** Start **

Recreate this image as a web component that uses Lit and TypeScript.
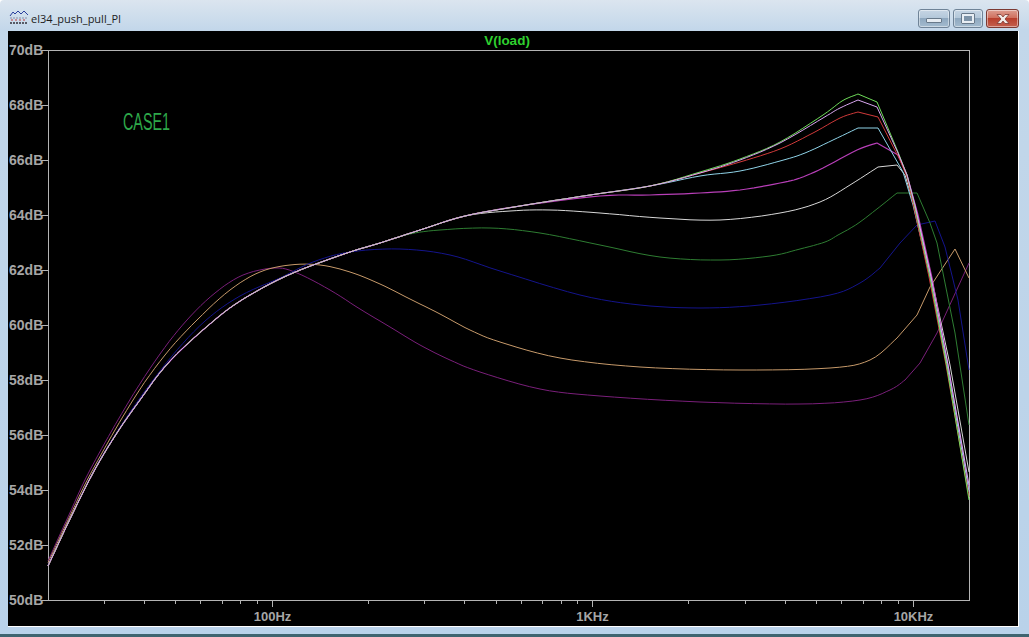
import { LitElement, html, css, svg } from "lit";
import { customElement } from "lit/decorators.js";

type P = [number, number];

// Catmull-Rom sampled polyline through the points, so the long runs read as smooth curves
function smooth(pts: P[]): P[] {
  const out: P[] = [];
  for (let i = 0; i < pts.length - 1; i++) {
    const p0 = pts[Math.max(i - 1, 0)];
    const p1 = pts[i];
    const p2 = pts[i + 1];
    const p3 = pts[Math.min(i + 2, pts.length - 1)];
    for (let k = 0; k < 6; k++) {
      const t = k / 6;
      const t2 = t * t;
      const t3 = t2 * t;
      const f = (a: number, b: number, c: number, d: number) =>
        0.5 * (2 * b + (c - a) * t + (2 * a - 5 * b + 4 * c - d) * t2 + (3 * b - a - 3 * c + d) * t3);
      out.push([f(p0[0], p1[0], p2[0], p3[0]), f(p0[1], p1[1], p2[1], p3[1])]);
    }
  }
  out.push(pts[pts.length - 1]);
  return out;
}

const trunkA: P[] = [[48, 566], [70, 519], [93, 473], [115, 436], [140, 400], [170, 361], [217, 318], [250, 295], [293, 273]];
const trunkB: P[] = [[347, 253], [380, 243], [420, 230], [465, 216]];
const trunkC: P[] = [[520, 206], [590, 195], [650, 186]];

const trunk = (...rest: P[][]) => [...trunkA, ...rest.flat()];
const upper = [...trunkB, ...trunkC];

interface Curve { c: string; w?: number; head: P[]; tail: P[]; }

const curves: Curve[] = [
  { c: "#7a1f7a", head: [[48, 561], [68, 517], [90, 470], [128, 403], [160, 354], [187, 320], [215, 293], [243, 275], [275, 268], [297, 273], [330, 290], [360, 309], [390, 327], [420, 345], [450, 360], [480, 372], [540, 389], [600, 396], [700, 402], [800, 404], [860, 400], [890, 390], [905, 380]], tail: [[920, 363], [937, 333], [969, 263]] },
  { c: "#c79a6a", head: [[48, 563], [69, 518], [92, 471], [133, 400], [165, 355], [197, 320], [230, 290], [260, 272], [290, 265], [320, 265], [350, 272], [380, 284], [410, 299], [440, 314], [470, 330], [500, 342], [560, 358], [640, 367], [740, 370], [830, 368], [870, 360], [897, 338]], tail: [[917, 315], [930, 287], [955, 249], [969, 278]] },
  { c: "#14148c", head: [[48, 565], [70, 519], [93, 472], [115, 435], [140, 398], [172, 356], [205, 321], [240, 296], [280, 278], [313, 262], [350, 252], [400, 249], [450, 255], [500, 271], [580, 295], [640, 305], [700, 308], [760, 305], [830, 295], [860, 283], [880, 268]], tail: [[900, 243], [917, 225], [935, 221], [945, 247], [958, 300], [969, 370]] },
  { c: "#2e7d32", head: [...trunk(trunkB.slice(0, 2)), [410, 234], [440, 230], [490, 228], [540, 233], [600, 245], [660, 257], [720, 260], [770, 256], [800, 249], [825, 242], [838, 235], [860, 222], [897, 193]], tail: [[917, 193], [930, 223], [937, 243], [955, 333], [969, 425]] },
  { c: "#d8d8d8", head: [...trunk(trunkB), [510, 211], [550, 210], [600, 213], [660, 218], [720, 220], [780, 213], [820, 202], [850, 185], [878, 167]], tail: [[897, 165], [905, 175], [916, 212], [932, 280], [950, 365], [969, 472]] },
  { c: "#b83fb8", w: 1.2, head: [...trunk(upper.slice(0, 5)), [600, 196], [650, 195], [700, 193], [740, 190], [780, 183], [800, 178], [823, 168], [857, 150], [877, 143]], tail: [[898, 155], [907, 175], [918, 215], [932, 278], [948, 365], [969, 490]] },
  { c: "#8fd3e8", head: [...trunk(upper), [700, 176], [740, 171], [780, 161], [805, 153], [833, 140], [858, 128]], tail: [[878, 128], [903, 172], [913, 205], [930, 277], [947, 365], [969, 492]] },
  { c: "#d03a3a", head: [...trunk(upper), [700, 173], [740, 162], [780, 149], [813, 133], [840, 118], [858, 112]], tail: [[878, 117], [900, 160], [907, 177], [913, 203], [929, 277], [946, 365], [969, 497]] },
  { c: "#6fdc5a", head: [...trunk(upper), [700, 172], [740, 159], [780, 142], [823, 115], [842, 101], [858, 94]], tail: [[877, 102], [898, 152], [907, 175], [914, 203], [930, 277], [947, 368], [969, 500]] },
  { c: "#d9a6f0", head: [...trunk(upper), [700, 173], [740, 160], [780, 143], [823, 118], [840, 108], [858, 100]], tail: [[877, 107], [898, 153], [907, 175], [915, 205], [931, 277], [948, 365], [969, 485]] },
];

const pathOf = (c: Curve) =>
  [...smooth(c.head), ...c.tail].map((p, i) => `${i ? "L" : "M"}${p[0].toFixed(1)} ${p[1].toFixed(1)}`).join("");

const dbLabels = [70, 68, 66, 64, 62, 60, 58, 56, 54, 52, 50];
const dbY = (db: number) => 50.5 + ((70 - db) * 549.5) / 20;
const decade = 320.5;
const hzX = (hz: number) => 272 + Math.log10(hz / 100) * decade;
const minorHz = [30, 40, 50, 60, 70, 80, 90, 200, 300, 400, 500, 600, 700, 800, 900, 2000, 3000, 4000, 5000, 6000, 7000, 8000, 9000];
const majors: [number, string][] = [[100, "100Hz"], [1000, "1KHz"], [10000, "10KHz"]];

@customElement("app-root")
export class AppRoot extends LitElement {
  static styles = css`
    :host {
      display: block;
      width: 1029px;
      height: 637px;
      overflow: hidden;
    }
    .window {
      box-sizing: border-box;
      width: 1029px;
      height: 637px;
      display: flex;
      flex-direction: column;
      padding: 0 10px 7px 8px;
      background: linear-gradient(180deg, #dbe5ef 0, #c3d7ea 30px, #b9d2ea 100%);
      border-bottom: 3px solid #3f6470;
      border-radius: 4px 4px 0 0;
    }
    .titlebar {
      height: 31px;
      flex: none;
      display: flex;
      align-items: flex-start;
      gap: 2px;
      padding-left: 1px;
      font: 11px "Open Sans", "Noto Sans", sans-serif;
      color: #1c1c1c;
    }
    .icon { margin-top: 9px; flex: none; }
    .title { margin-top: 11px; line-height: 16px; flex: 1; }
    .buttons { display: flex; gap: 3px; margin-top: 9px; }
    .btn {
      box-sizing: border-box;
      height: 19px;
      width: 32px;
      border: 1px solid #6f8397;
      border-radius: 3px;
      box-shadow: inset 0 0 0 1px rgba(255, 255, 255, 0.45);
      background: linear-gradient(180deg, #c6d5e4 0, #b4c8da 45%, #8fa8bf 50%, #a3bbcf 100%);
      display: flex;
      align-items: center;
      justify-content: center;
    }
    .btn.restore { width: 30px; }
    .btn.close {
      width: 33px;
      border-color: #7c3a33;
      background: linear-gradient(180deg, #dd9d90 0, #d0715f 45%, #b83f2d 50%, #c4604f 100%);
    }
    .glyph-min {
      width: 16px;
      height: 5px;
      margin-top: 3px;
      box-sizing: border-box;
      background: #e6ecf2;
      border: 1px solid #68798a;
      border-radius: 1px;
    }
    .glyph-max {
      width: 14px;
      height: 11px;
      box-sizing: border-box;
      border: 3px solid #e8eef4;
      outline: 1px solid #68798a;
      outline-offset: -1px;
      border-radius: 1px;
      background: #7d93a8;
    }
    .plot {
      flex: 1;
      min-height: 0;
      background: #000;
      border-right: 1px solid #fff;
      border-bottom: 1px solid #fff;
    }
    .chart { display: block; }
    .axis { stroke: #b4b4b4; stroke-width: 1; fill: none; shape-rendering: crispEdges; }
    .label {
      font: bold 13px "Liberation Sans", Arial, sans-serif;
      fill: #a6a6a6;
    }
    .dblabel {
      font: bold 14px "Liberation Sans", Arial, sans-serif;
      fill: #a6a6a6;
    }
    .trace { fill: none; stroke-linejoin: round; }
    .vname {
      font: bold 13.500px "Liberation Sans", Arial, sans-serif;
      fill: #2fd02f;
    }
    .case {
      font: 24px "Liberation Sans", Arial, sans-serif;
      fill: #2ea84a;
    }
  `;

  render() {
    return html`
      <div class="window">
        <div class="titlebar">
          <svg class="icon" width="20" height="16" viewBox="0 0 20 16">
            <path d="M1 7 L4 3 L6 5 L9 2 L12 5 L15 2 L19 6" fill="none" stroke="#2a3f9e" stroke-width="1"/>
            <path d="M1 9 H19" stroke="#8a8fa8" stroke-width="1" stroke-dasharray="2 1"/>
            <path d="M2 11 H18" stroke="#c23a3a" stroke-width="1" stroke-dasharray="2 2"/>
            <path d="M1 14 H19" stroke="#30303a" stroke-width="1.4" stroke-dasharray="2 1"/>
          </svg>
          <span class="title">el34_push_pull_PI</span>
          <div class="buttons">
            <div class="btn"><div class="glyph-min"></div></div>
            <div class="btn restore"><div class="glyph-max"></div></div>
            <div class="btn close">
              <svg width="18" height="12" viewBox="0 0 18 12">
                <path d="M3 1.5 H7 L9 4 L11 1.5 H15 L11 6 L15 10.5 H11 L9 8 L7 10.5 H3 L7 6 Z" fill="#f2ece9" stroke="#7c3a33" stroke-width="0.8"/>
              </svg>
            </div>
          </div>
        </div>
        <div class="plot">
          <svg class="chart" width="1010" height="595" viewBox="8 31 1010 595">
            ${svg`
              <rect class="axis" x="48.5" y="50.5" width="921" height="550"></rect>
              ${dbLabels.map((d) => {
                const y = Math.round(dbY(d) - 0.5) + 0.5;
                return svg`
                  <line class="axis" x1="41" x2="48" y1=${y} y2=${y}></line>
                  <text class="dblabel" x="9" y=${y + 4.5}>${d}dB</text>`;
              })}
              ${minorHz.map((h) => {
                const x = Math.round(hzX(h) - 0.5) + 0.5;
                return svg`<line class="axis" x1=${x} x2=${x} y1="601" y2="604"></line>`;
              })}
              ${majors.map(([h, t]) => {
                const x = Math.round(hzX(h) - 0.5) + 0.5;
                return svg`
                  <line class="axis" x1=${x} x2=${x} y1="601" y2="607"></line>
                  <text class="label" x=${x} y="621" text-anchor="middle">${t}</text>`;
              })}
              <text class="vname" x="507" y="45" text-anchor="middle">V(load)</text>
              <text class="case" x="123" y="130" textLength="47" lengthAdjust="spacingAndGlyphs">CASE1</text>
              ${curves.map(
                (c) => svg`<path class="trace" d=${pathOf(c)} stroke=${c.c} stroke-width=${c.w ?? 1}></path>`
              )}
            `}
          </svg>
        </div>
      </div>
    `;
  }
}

** End **

From the first line above through the line containing "string; w?: number;", copy everything exactly, without the pictures.

Recreate this image as a web component that uses Lit and TypeScript.
import { LitElement, html, css, svg } from "lit";
import { customElement } from "lit/decorators.js";

type P = [number, number];

// Catmull-Rom sampled polyline through the points, so the long runs read as smooth curves
function smooth(pts: P[]): P[] {
  const out: P[] = [];
  for (let i = 0; i < pts.length - 1; i++) {
    const p0 = pts[Math.max(i - 1, 0)];
    const p1 = pts[i];
    const p2 = pts[i + 1];
    const p3 = pts[Math.min(i + 2, pts.length - 1)];
    for (let k = 0; k < 6; k++) {
      const t = k / 6;
      const t2 = t * t;
      const t3 = t2 * t;
      const f = (a: number, b: number, c: number, d: number) =>
        0.5 * (2 * b + (c - a) * t + (2 * a - 5 * b + 4 * c - d) * t2 + (3 * b - a - 3 * c + d) * t3);
      out.push([f(p0[0], p1[0], p2[0], p3[0]), f(p0[1], p1[1], p2[1], p3[1])]);
    }
  }
  out.push(pts[pts.length - 1]);
  return out;
}

const trunkA: P[] = [[48, 566], [70, 519], [93, 473], [115, 436], [140, 400], [170, 361], [217, 318], [250, 295], [293, 273]];
const trunkB: P[] = [[347, 253], [380, 243], [420, 230], [465, 216]];
const trunkC: P[] = [[520, 206], [590, 195], [650, 186]];

const trunk = (...rest: P[][]) => [...trunkA, ...rest.flat()];
const upper = [...trunkB, ...trunkC];

interface Curve { c: string; w?: number; head: P[]; tail: P[]; }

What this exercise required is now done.